His penthouse over the Clinton Library in Little Rock is his bachelor pad - Hillary avoids Little Rock - and effectively the Playboy Mansion South, the scene of many swinging parties. Klein suggests that the town not only shields its favorite son from scrutiny, but that its women, married and single alike, line up to sleep with him. Klein quotes one person saying Clinton will hit on married women even in front of their own husbands. (You'd think in Arkansas this would get a man shot, but then most other men there don't enjoy lifelong Secret Service protection.) He and Hillary lead separate lives, talking daily on the phone but rarely in each other's presence, and Hillary tells friends he'll have little presence in her White House should she be elected.
Klein notes some presidential couples become closer in the White House, where they finally have physical proximity after years of separation on the campaign trail, but this didn't happen with the Obamas, who are effectively estranged. Michelle Obama, of whom White House staffers are terrified, will burst in suddenly on her husband if he's in a room with other women; she's suspicious of him, believing he'd like to emulate Clinton's ways. Her post-White House plans, according to this book, don't include him. She and Valerie Jarrett, who plans to follow her, envision a high life of globetrotting funded by wealthy donors where they sit on corporate boards and don't have to do much work.

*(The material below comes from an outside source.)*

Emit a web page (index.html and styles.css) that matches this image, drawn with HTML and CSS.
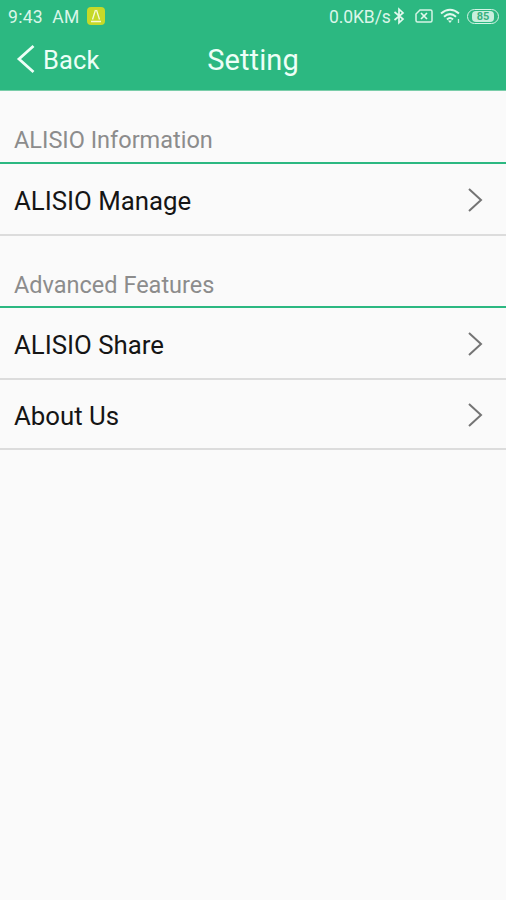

Barack Obama wants to retain control of the party, but Bill Clinton already sees him losing his clout and political capital.
The real question mark goes back to Bill Clinton's health. If he dies - a guy with this bad a heart condition? Waitresses and Little Rock matrons, think about it - some think Hillary, relying upon his advice forever, may not go ahead with a presidential run. It often sounds like more his obsession than hers, other than the first-woman-president thing. The family foundation's reins have been handed to Chelsea, in part to take pressure off Bill, and she is being positioned as his replacement as Mom's closest advisor and confidante. Others think Chelsea would encourage her mother to run if Bill dies because it's what he would have wanted. You get the feeling that Hillary, for all her ambition, doesn't have all that much fire in the belly - that it's Bill who's given her the vision, encouraged her, pushed her, made her see a path through obstacles, and been willing to fight battles large and small where she would have been more inclined to go along, get along and acquiesce.
Truly surreal is the ending. Bill tells an appalled Hillary, in front of friends, exactly how to stage his funeral if he dies before the election: what to wear (widow's weeds), where to do it (Arlington, he's a former commander in chief.) If properly done, he said, the video footage will be worth a couple of million votes." Not for nothing do they call him the smartest political mind of his time.
PS The day before I filed this, I saw a story online at Business Insider quoting an unnamed Clinton confidante attacking this book as lies, all lies, nothing but lies. The story didn't specifically rebut anything or cite any specific error in the book; it reprised a finding of an error in one of Klein's previous books. It suggests to me, though, this book is right, if the attack against it is as unspecific as "lies, lies, nothing but lies." Perhaps the Clinton camp is doing some preventive public fulminating so that they can deny the unflattering or unfavorable parts of it. I still think they planted a lot of this.
The same day, the Wall Street Journal had a front page story about Hillary distancing herself from the Obama administration. This is exactly what the book says she would do - it's half revenge, and half good politics, as seen by Bill Clinton, with the Obama administration in a tailspin on any number of fronts.